'''

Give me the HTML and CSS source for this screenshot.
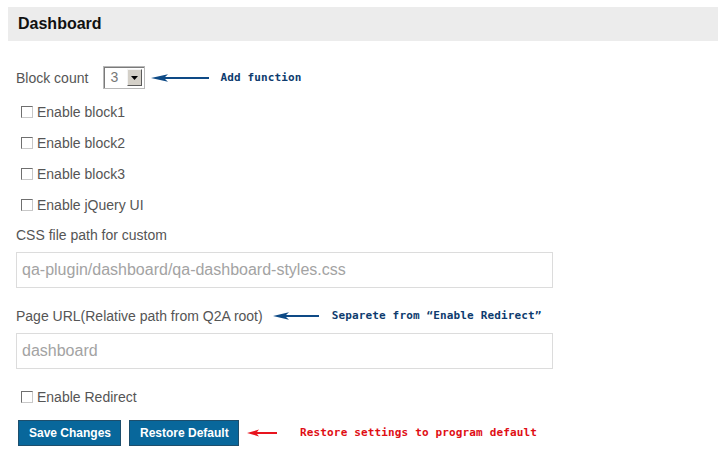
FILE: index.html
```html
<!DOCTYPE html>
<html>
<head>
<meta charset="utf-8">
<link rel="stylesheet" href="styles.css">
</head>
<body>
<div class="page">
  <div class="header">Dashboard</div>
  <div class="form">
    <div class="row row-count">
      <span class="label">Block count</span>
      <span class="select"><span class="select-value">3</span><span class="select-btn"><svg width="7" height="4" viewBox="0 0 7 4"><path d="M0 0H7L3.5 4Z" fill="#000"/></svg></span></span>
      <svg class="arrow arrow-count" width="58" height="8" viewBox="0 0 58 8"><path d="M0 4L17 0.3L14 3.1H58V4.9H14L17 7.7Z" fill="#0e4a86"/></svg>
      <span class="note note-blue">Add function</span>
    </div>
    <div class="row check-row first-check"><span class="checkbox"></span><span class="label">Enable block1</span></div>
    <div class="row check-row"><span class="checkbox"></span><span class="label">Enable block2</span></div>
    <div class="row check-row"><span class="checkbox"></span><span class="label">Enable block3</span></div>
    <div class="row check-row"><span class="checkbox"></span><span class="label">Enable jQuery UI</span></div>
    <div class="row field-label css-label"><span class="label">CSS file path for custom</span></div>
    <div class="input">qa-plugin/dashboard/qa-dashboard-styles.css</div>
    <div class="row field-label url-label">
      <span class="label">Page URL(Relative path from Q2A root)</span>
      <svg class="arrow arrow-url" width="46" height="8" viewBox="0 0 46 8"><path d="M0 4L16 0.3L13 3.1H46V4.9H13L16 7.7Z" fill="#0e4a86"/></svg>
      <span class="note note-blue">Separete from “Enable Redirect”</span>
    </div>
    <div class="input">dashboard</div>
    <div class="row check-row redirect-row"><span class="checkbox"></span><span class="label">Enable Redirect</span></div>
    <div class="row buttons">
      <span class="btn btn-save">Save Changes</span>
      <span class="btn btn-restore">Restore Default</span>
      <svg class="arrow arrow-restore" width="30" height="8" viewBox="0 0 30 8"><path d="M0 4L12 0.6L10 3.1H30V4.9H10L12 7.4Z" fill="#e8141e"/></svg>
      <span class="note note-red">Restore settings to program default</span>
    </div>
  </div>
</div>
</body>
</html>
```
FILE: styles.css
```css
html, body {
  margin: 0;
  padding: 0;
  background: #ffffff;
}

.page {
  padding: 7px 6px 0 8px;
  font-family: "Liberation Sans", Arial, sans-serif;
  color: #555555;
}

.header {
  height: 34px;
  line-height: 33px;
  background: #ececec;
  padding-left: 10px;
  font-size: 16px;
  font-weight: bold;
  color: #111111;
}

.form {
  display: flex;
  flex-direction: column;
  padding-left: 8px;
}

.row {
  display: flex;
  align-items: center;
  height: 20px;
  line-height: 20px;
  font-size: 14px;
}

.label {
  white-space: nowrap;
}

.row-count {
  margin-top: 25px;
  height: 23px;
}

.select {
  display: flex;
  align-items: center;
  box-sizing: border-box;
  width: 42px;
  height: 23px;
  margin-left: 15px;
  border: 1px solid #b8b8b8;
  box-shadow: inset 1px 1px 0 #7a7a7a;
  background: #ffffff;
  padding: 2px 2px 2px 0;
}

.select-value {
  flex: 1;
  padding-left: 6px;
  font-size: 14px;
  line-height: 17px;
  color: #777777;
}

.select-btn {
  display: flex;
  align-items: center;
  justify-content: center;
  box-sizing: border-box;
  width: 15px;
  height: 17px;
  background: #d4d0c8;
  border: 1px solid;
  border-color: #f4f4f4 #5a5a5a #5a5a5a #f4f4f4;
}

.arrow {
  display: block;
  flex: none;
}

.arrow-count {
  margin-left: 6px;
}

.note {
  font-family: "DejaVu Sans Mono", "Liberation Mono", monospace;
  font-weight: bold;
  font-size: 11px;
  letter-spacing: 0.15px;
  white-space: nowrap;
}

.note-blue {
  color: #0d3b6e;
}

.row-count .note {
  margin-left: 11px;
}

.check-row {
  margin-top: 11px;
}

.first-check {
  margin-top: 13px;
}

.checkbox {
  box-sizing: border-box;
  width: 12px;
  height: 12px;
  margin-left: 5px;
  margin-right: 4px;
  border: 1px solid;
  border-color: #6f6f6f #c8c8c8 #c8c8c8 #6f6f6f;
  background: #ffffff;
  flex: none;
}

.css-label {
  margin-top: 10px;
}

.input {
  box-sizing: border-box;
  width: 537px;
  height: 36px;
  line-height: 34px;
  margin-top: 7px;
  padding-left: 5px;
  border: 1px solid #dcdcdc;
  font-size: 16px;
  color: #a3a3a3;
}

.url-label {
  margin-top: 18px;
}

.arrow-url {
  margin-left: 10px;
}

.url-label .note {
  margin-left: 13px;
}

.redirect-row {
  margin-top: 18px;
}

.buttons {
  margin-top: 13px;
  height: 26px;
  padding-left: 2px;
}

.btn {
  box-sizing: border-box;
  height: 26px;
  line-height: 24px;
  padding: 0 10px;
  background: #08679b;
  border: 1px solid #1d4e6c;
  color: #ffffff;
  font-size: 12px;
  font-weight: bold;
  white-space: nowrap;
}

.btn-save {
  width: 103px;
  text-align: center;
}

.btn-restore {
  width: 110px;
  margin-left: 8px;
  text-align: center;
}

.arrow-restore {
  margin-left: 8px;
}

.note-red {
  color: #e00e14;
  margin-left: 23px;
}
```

'''

#### Goal of the exercise:
Leave out the pictures and transcribe everything else exactly.

#### Exercise result:
Give me the HTML and CSS source for this screenshot.
FILE: index.html
```html
<!DOCTYPE html>
<html>
<head>
<meta charset="utf-8">
<link rel="stylesheet" href="styles.css">
</head>
<body>
<div class="page">
  <div class="header">Dashboard</div>
  <div class="form">
    <div class="row row-count">
      <span class="label">Block count</span>
      <span class="select"><span class="select-value">3</span><span class="select-btn"><svg width="7" height="4" viewBox="0 0 7 4"><path d="M0 0H7L3.5 4Z" fill="#000"/></svg></span></span>
      <svg class="arrow arrow-count" width="58" height="8" viewBox="0 0 58 8"><path d="M0 4L17 0.3L14 3.1H58V4.9H14L17 7.7Z" fill="#0e4a86"/></svg>
      <span class="note note-blue">Add function</span>
    </div>
    <div class="row check-row first-check"><span class="checkbox"></span><span class="label">Enable block1</span></div>
    <div class="row check-row"><span class="checkbox"></span><span class="label">Enable block2</span></div>
    <div class="row check-row"><span class="checkbox"></span><span class="label">Enable block3</span></div>
    <div class="row check-row"><span class="checkbox"></span><span class="label">Enable jQuery UI</span></div>
    <div class="row field-label css-label"><span class="label">CSS file path for custom</span></div>
    <div class="input">qa-plugin/dashboard/qa-dashboard-styles.css</div>
    <div class="row field-label url-label">
      <span class="label">Page URL(Relative path from Q2A root)</span>
      <svg class="arrow arrow-url" width="46" height="8" viewBox="0 0 46 8"><path d="M0 4L16 0.3L13 3.1H46V4.9H13L16 7.7Z" fill="#0e4a86"/></svg>
      <span class="note note-blue">Separete from “Enable Redirect”</span>
    </div>
    <div class="input">dashboard</div>
    <div class="row check-row redirect-row"><span class="checkbox"></span><span class="label">Enable Redirect</span></div>
    <div class="row buttons">
      <span class="btn btn-save">Save Changes</span>
      <span class="btn btn-restore">Restore Default</span>
      <svg class="arrow arrow-restore" width="30" height="8" viewBox="0 0 30 8"><path d="M0 4L12 0.6L10 3.1H30V4.9H10L12 7.4Z" fill="#e8141e"/></svg>
      <span class="note note-red">Restore settings to program default</span>
    </div>
  </div>
</div>
</body>
</html>
```
FILE: styles.css
```css
html, body {
  margin: 0;
  padding: 0;
  background: #ffffff;
}

.page {
  padding: 7px 6px 0 8px;
  font-family: "Liberation Sans", Arial, sans-serif;
  color: #555555;
}

.header {
  height: 34px;
  line-height: 33px;
  background: #ececec;
  padding-left: 10px;
  font-size: 16px;
  font-weight: bold;
  color: #111111;
}

.form {
  display: flex;
  flex-direction: column;
  padding-left: 8px;
}

.row {
  display: flex;
  align-items: center;
  height: 20px;
  line-height: 20px;
  font-size: 14px;
}

.label {
  white-space: nowrap;
}

.row-count {
  margin-top: 25px;
  height: 23px;
}

.select {
  display: flex;
  align-items: center;
  box-sizing: border-box;
  width: 42px;
  height: 23px;
  margin-left: 15px;
  border: 1px solid #b8b8b8;
  box-shadow: inset 1px 1px 0 #7a7a7a;
  background: #ffffff;
  padding: 2px 2px 2px 0;
}

.select-value {
  flex: 1;
  padding-left: 6px;
  font-size: 14px;
  line-height: 17px;
  color: #777777;
}

.select-btn {
  display: flex;
  align-items: center;
  justify-content: center;
  box-sizing: border-box;
  width: 15px;
  height: 17px;
  background: #d4d0c8;
  border: 1px solid;
  border-color: #f4f4f4 #5a5a5a #5a5a5a #f4f4f4;
}

.arrow {
  display: block;
  flex: none;
}

.arrow-count {
  margin-left: 6px;
}

.note {
  font-family: "DejaVu Sans Mono", "Liberation Mono", monospace;
  font-weight: bold;
  font-size: 11px;
  letter-spacing: 0.15px;
  white-space: nowrap;
}

.note-blue {
  color: #0d3b6e;
}

.row-count .note {
  margin-left: 11px;
}

.check-row {
  margin-top: 11px;
}

.first-check {
  margin-top: 13px;
}

.checkbox {
  box-sizing: border-box;
  width: 12px;
  height: 12px;
  margin-left: 5px;
  margin-right: 4px;
  border: 1px solid;
  border-color: #6f6f6f #c8c8c8 #c8c8c8 #6f6f6f;
  background: #ffffff;
  flex: none;
}

.css-label {
  margin-top: 10px;
}

.input {
  box-sizing: border-box;
  width: 537px;
  height: 36px;
  line-height: 34px;
  margin-top: 7px;
  padding-left: 5px;
  border: 1px solid #dcdcdc;
  font-size: 16px;
  color: #a3a3a3;
}

.url-label {
  margin-top: 18px;
}

.arrow-url {
  margin-left: 10px;
}

.url-label .note {
  margin-left: 13px;
}

.redirect-row {
  margin-top: 18px;
}

.buttons {
  margin-top: 13px;
  height: 26px;
  padding-left: 2px;
}

.btn {
  box-sizing: border-box;
  height: 26px;
  line-height: 24px;
  padding: 0 10px;
  background: #08679b;
  border: 1px solid #1d4e6c;
  color: #ffffff;
  font-size: 12px;
  font-weight: bold;
  white-space: nowrap;
}

.btn-save {
  width: 103px;
  text-align: center;
}

.btn-restore {
  width: 110px;
  margin-left: 8px;
  text-align: center;
}

.arrow-restore {
  margin-left: 8px;
}

.note-red {
  color: #e00e14;
  margin-left: 23px;
}
```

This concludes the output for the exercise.